Blue is the season's defining conversation—and ink blue is where it reaches its most considered expression. Richer than the denim it sits alongside, more saturated than the navy it draws from, it brings a depth that anchors the whole palette without overwhelming it. Ink blue is the elevated note in a chord that runs from worn indigo denim through to the cleanest white, each shade giving the others more room to be exactly what they are.
There is a certain confidence in wearing red that has nothing to do with making an entrance and everything to do with having made a decision. Rouge Riviera this season is not a statement—it is a point of view, worn the way the best colour always is: as though it were the most natural thing in the world.

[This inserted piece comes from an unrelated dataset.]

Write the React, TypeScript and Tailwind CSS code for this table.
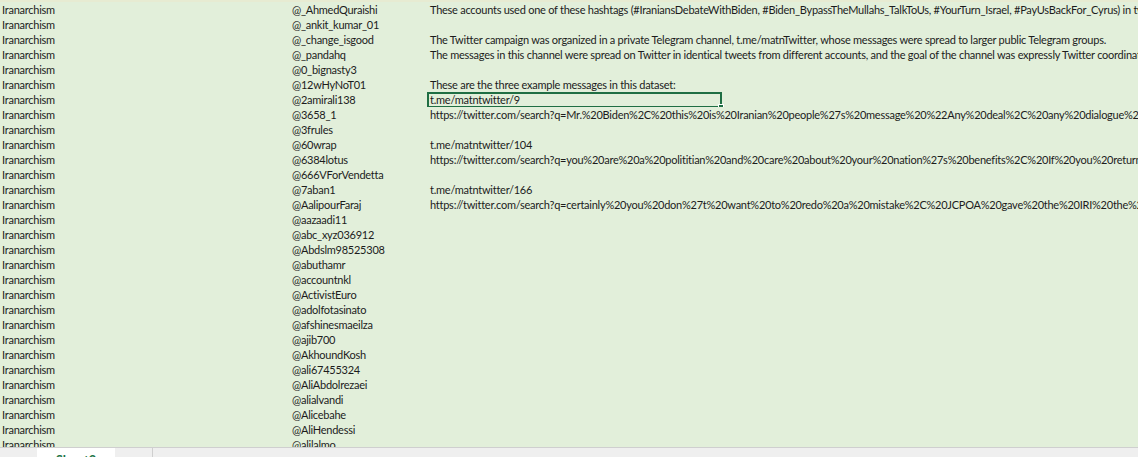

The building blocks of this season's wardrobe are, at their core, deeply familiar—the blazer, the trench coat, the straight indigo jean. What makes them worth reaching for again is the precision of how they've been chosen: the Circolo 1901 asymmetric closure that quietly subverts the expected, the Frame cream pique that earns its place through quality alone, and the Longchamp crossbody that demonstrates, with a single gesture of colour, what restraint looks like when it finally gives way.
The most reliable wardrobe is the one that works before you've added anything to it. Black, white, and the quiet neutrals between them are the season's most versatile foundation—pieces that carry their own authority and ask only to be worn well. They require no explanation and no occasion. This is the edit that everything else builds from: considered, enduring, and always exactly enough.
The Smythe Shrunken Suede Blazer is the piece that earns its place through feel as much as form—fitted where a blazer usually relaxes, tactile in a way that rewards a closer look. Worn against the contrast collar of the Essentiel Antwerp polo and the wide leg of Mother denim, it's a combination that has no business working as well as it does. Borrowing freely. Wearing the result with complete conviction.